Energy-related carbon emissions in China account for almost 90% of the national total carbon emissions [3]; therefore, lowcarbon development in the energy sector is the key to carbon neutrality. Carbon emissions are directly associated with the types, usage patterns, and total utilization of energy resources. Due to the structure of China’s energy resources, which are rich in coal while lacking in oil and gas, and the high dependence of the energy and energy-related industrial systems on fossil energy, the carbon intensity of energy consumption remains high in China. Moreover, the incompatibility between the relatively independent subsystems of coal, oil, natural gas, renewable energy, and nuclear energy may further increase China’s carbon intensity due to energy consumption. Therefore, it is necessary to get rid of the segmentation of energy types and energy-related industries, break down independent institutional barriers, and restructure the energy and energy-related industrial systems in China [4]. In this way, China can gain overall advantages from multi-energy system integration, promoting low-carbon and green development.

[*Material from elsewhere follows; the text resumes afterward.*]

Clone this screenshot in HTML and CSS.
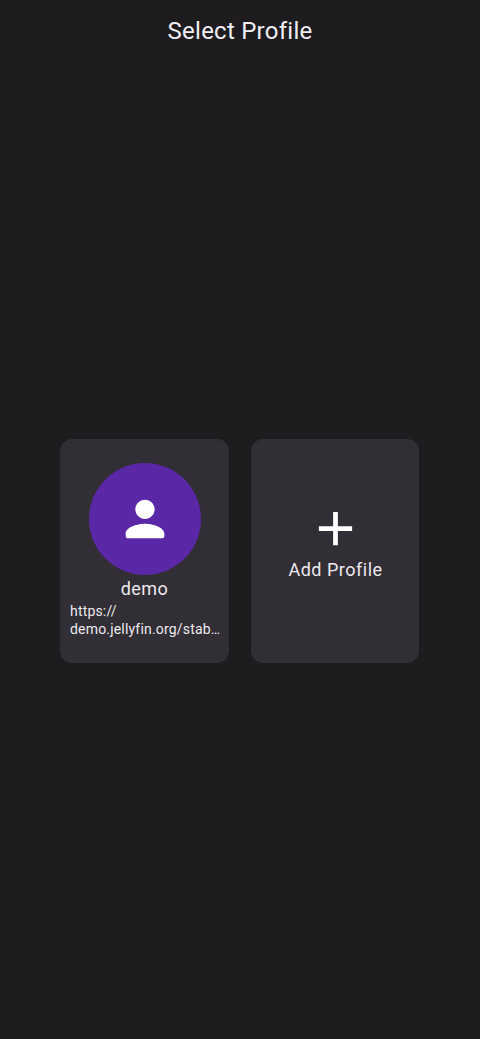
FILE: index.html
```html
<!DOCTYPE html>
<html lang="en">
<head>
<meta charset="utf-8">
<title>Select Profile</title>
<link rel="stylesheet" href="styles.css">
</head>
<body>
<header class="title">Select Profile</header>
<main class="content">
  <div class="grid">
    <section class="card profile">
      <div class="avatar">
        <svg class="person" viewBox="0 0 24 24" fill="#fff"><path d="M12 12c2.21 0 4-1.79 4-4s-1.79-4-4-4-4 1.79-4 4 1.79 4 4 4zm0 2c-2.67 0-8 1.34-8 4v1c0 .55.45 1 1 1h14c.55 0 1-.45 1-1v-1c0-2.66-5.33-4-8-4z"/></svg>
      </div>
      <div class="name">demo</div>
      <div class="url"><span>https://</span><span class="url-line">demo.jellyfin.org/stab…</span></div>
    </section>
    <section class="card add">
      <svg class="plus" viewBox="0 0 24 24" fill="#fff"><path d="M19 13h-6v6h-2v-6H5v-2h6V5h2v6h6v2z"/></svg>
      <div class="add-label">Add Profile</div>
    </section>
  </div>
</main>
</body>
</html>
```
FILE: styles.css
```css
* { box-sizing: border-box; }
html, body { margin: 0; height: 100%; }
body {
  background: #1e1c1f;
  color: #ece9ee;
  font-family: Roboto, sans-serif;
  display: flex;
  flex-direction: column;
  height: 1039px;
  overflow: hidden;
}
.title {
  height: 62px;
  line-height: 62px;
  text-align: center;
  font-size: 24px;
  letter-spacing: 0.25px;
  color: #f0eef2;
}
.content {
  flex: 1;
  display: flex;
  align-items: center;
  justify-content: center;
  padding-right: 1px;
}
.grid {
  display: grid;
  grid-template-columns: 169px 168px;
  column-gap: 22px;
  margin-top: 1px;
}
.card {
  height: 224px;
  background: #322e35;
  border-radius: 12px;
  display: flex;
  flex-direction: column;
  align-items: center;
}
.profile { padding: 24px 9px 0 10px; }
.avatar {
  width: 112px;
  height: 112px;
  flex: none;
  border-radius: 50%;
  background: #5a27a6;
  display: flex;
  align-items: center;
  justify-content: center;
  margin-right: 1px;
}
.person { width: 58px; height: 58px; }
.name {
  font-size: 18px;
  line-height: 24px;
  margin-top: 2px;
  margin-right: 1px;
  letter-spacing: 0.5px;
}
.url {
  align-self: stretch;
  font-size: 14px;
  line-height: 18px;
  letter-spacing: 0.18px;
  margin-top: 1px;
  min-width: 0;
}
.url span { display: block; white-space: nowrap; }
.add { padding-top: 61px; }
.plus { width: 57px; height: 57px; flex: none; }
.add-label {
  font-size: 18px;
  line-height: 24px;
  letter-spacing: 0.5px;
  margin-top: 1px;
  margin-left: 1px;
}
```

To construct a clean, low-carbon, safe, and efficient modern energy system, it is essential to further strengthen top-level design and systematic planning, and to give full play to the driving role of scientific and technological innovation. The development of science and technologies—especially that of transformative technologies— will be a crucial factor in breaking industry barriers and promoting the multi-energy system integration of various types of energy and industries, thus achieving the prospective goal of carbon neutrality and supporting China’s sustainable development.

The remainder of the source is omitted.